A State-Behavior-Function Based Approach for Functional Modeling of Multi-State Systems and its Application

As a critical task of conceptual design, function modeling is regarded as a design activity aimed at establishing the functional model(s) of a technical system. Existing functional modeling approaches usually employ a static diagram to represent the functional structure of a technical system, which, on one hand, cannot allow a system engineer to explicitly represent a system that has multiple states, and on the other hand, cannot effectively support system state analysis. Therefore, this paper proposes a state-behavior-function-based approach for achieving the function modeling of multi-state systems to address the above issues. It first introduces the state-behavior-function-based models for representing an object (i.e., a component or a system).

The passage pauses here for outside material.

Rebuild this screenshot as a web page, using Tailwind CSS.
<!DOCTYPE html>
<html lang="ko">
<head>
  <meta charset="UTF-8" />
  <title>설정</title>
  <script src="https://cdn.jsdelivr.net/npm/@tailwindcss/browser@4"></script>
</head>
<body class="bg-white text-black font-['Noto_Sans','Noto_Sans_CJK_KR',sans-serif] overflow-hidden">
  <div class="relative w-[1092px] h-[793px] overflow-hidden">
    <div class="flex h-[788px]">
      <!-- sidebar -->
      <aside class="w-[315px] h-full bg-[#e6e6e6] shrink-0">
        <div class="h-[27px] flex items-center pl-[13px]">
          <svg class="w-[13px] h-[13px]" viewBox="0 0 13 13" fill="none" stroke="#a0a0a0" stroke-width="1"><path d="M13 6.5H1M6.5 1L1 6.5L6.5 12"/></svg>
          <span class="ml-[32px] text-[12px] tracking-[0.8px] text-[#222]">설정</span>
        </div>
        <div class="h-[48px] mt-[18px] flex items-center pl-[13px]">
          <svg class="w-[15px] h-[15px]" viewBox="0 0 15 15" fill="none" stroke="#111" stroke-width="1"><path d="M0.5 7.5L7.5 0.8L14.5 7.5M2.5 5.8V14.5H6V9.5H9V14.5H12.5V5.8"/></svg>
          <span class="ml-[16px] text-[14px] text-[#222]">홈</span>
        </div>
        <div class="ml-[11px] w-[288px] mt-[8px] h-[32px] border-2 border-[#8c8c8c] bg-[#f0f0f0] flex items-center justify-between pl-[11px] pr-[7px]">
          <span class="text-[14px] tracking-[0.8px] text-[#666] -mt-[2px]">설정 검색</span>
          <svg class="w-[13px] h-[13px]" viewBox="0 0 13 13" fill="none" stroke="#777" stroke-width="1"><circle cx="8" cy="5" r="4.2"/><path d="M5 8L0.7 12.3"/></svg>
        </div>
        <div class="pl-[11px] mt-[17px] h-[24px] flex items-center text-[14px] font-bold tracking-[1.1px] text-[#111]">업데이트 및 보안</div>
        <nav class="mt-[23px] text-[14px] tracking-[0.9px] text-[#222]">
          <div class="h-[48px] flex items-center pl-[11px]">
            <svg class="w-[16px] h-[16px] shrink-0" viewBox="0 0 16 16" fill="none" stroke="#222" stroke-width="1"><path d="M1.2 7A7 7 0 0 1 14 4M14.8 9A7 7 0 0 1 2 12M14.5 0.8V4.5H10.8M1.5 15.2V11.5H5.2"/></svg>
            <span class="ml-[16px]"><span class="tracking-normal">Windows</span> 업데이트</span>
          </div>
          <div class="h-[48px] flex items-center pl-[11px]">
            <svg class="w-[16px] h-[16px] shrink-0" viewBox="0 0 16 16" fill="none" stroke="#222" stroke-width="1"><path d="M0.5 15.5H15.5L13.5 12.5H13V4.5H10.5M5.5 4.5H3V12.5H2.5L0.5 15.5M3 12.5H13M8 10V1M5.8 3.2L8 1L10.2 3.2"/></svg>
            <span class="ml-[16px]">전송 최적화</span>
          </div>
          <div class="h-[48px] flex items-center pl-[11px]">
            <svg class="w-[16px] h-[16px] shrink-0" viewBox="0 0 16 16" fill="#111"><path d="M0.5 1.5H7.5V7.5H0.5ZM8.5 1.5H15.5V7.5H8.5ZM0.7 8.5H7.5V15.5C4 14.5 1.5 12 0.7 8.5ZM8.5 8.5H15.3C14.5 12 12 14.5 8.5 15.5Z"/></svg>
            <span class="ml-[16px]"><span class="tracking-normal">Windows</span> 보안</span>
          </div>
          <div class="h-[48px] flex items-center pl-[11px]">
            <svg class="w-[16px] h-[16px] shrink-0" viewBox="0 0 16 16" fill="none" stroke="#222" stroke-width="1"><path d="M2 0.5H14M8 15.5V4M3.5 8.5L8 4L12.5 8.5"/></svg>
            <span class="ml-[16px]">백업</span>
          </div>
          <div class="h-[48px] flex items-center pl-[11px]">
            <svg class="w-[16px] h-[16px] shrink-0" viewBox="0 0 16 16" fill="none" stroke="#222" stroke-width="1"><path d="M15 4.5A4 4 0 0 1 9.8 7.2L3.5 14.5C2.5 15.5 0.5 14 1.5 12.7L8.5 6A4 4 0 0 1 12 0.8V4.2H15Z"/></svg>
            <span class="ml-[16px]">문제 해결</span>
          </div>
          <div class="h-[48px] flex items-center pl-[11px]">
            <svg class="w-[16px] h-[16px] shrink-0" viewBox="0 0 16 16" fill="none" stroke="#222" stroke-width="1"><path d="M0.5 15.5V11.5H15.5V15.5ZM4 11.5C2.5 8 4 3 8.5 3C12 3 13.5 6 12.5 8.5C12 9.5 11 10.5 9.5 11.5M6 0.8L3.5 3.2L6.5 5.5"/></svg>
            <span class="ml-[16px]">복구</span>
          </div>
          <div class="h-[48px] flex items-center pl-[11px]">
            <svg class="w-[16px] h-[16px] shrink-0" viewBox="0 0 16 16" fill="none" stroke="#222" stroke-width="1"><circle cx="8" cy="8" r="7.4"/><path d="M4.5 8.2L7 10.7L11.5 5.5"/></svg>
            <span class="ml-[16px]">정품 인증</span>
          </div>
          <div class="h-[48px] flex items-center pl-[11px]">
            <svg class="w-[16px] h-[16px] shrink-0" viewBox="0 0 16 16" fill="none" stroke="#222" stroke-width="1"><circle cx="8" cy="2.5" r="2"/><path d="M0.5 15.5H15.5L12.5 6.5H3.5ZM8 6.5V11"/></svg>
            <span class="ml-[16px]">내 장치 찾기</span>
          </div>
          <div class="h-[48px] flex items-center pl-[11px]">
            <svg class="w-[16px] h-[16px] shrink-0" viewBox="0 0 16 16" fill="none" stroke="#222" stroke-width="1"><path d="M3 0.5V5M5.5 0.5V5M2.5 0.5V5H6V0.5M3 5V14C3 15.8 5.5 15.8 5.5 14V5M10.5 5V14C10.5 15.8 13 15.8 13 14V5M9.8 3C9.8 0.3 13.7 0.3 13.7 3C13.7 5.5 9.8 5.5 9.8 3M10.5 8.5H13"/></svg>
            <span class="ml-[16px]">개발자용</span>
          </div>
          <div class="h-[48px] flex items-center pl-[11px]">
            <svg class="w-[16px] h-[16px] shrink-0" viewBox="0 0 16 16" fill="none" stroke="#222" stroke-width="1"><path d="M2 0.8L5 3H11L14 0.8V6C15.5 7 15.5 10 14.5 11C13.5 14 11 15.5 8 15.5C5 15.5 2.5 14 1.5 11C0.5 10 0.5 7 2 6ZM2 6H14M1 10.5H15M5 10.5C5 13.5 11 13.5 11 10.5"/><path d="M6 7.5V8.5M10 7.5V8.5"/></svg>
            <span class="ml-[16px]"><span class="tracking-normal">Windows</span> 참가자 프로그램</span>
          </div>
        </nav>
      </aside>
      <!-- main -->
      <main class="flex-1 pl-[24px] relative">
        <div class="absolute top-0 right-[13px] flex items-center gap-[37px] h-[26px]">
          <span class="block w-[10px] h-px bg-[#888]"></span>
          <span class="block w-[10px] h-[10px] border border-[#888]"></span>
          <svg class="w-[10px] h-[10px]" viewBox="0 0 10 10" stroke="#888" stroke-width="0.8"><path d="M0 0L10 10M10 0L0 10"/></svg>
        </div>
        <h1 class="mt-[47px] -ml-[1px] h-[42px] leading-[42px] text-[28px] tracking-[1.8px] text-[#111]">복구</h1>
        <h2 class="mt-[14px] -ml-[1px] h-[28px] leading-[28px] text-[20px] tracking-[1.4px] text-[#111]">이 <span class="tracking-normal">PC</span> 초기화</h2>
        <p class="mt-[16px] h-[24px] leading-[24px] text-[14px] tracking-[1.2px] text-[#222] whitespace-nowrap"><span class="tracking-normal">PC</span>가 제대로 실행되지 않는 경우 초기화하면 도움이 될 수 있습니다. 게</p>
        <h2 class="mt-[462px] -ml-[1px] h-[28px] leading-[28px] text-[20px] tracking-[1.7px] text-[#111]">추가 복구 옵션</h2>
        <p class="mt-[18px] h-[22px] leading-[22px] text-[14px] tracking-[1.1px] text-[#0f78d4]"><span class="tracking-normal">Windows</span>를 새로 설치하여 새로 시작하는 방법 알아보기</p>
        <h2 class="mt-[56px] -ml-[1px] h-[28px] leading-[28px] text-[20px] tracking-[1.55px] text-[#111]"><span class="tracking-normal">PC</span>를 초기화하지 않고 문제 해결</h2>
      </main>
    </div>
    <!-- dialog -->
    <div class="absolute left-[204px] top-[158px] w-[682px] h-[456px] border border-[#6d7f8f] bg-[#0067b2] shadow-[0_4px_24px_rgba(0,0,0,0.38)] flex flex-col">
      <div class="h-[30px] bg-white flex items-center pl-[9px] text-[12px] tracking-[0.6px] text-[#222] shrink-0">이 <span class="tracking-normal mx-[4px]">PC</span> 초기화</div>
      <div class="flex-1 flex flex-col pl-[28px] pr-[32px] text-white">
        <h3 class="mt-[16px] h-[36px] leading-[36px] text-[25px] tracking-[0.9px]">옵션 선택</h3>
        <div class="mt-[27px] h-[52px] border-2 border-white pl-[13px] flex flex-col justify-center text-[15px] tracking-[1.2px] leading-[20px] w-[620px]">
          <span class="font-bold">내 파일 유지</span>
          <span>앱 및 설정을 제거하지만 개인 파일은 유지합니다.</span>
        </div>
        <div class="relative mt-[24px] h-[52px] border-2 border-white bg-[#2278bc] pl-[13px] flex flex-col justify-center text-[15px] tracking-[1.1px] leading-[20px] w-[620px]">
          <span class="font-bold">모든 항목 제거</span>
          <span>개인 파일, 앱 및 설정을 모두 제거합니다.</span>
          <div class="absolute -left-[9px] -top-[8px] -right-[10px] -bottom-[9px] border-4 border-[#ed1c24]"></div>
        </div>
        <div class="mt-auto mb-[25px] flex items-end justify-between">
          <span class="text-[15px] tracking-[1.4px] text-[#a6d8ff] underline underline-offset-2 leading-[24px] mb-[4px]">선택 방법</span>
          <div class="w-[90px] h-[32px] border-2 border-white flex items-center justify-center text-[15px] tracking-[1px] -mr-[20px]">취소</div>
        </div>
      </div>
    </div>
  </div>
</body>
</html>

Hereby, a state of an object refers to the internal configuration of the object, a behavior represents the state (i.e., configuration) change of the objet, and a function denotes the intended action that the object exerts on one or multiple flows in the environment of the object. This research then proposes an object-based approach for simulating the functional processes in a multi-state system. With this approach, each component of a system is treated as an active object (rather than a static block node in the functional diagram), which can be in different states and can interact with other components or subsystems through the input and output flows. A prototype system is then developed, which cannot only be used for function modeling, but also can be employed for system state simulation. The function modeling of a washing machine and its system state simulation has been employed to illustrate the proposed approach.